What a sweet, innocent face?...Can you sing and dance, perhaps?...Well, but you'd be willing to learn...Then I think I can find you a very nice position. Have you heard perhaps of the Barbary Coast?

Gus and Rita told the very pleased Lou that they would help the girl, but obviously they had their own intentions. As Serge left, Lou delivered a suggestive double-entendre line to him:

Lou: Come up again, anytime.
Serge: I shall. And I hope you will be alone.
Lou: So do I. (He graciously kisses her extended hand) Warm, dark, and handsome.

Lou postponed her activities if there were more important things to attend to, mostly male admirers. Pearl announced: "Your bath is ready, Miss Lou." Lady Lou replied: "You take it. I'm indisposed." Pearl and Lou had both noticed the man from the mission, Captain Cummings. Her maid noted that he was different from other admirers: "He ain't like the other men you done made history of."

Lou's past was revealed when she heard from her forgotten former boyfriend Chick Clark (Owen Moore). He had been was convicted for robbery and went to Sing Sing prison for trying to steal diamonds for her (after being set up by shyster Dan Flynn (David Landau), a rival competitor to Gus Jordan). Flynn was also trying to expose Jordan's criminality and run for the office of Sheriff himself..

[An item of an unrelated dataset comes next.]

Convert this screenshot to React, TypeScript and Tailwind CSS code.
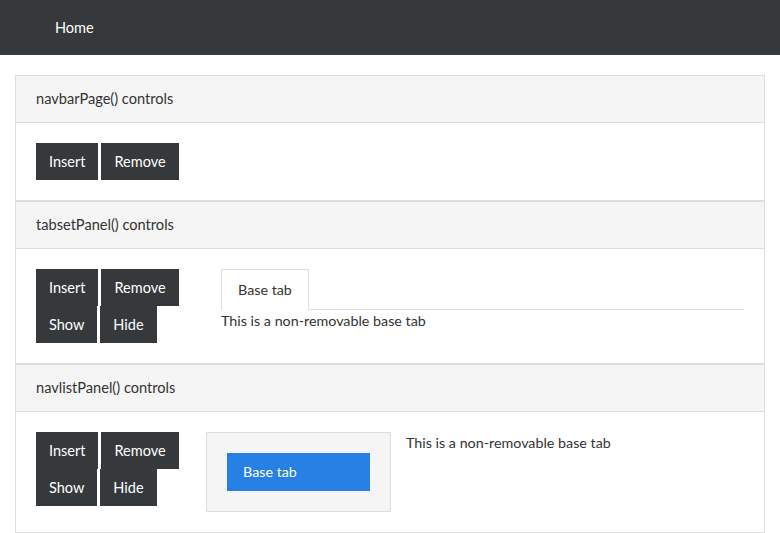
const font = { fontFamily: '"Lato", "Noto Sans", sans-serif' };

function Btn({ label }: { label: string }) {
  return (
    <button className="h-[37px] bg-[#35393c] px-[13px] text-[14.5px] text-white">
      {label}
    </button>
  );
}

function Panel({ title, children }: { title: string; children: React.ReactNode }) {
  return (
    <section className="border border-[#dddddd]">
      <div className="flex h-[47px] items-center border-b border-[#dddddd] bg-[#f5f5f5] px-5 text-[14.6px] text-[#333333]">
        {title}
      </div>
      <div className="p-5">{children}</div>
    </section>
  );
}

function ButtonGrid({ showHide }: { showHide: boolean }) {
  return (
    <div className="flex w-[170px] flex-col">
      <div className="flex gap-[3px]">
        <Btn label="Insert" />
        <Btn label="Remove" />
      </div>
      {showHide && (
        <div className="flex gap-[3px]">
          <Btn label="Show" />
          <Btn label="Hide" />
        </div>
      )}
    </div>
  );
}

export default function App() {
  return (
    <div className="min-h-[533px] bg-white text-[#333333]" style={font}>
      <nav className="flex h-[55px] items-center bg-[#35393c] pl-[55px] text-[14.5px] text-white">
        Home
      </nav>
      <main className="px-[15px] pt-5">
        <Panel title="navbarPage() controls">
          <ButtonGrid showHide={false} />
        </Panel>
        <Panel title="tabsetPanel() controls">
          <div className="flex">
            <ButtonGrid showHide={true} />
            <div className="ml-[15px] flex-1">
              <div className="flex border-b border-[#dddddd]">
                <div className="-mb-px flex h-[41px] items-center border border-b-white border-[#dddddd] bg-white px-4 text-[14.3px]">
                  Base tab
                </div>
              </div>
              <p className="text-[14.3px] leading-[21px]">This is a non-removable base tab</p>
            </div>
          </div>
        </Panel>
        <Panel title="navlistPanel() controls">
          <div className="flex">
            <ButtonGrid showHide={true} />
            <div className="w-[185px] border border-[#dddddd] bg-[#f5f5f5] p-5">
              <div className="flex h-[38px] items-center bg-[#2780e3] px-4 text-[14.3px] text-white">
                Base tab
              </div>
            </div>
            <p className="ml-[15px] text-[14.3px] leading-[21px]">This is a non-removable base tab</p>
          </div>
        </Panel>
      </main>
    </div>
  );
}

She was more smitten and attracted to the young handsome, psalm-singing Captain Cummings from the next-door mission. While he was rescuing a young offender from the police, Lou met him, complimented him and repeatedly invited him to visit her in her apartment:

Lou (seductively): I always did like a man in a uniform. That one fits you grand. Why don't you come up sometime 'n see me? I'm home every evenin'.
Captain: Yeah, but I'm busy every evening.
Lou: Busy? So, what are you tryin' to do, insult me?
Captain: Why no, no, not at all. I'm just busy, that's all...
Lou: You ain't kiddin' me any. You know, I met your kind before. Why don't you come up sometime, huh?
Captain: Well, I...
Lou: Don't be afraid. I won't tell...Come up. I'll tell your fortune...Aw, you can be had.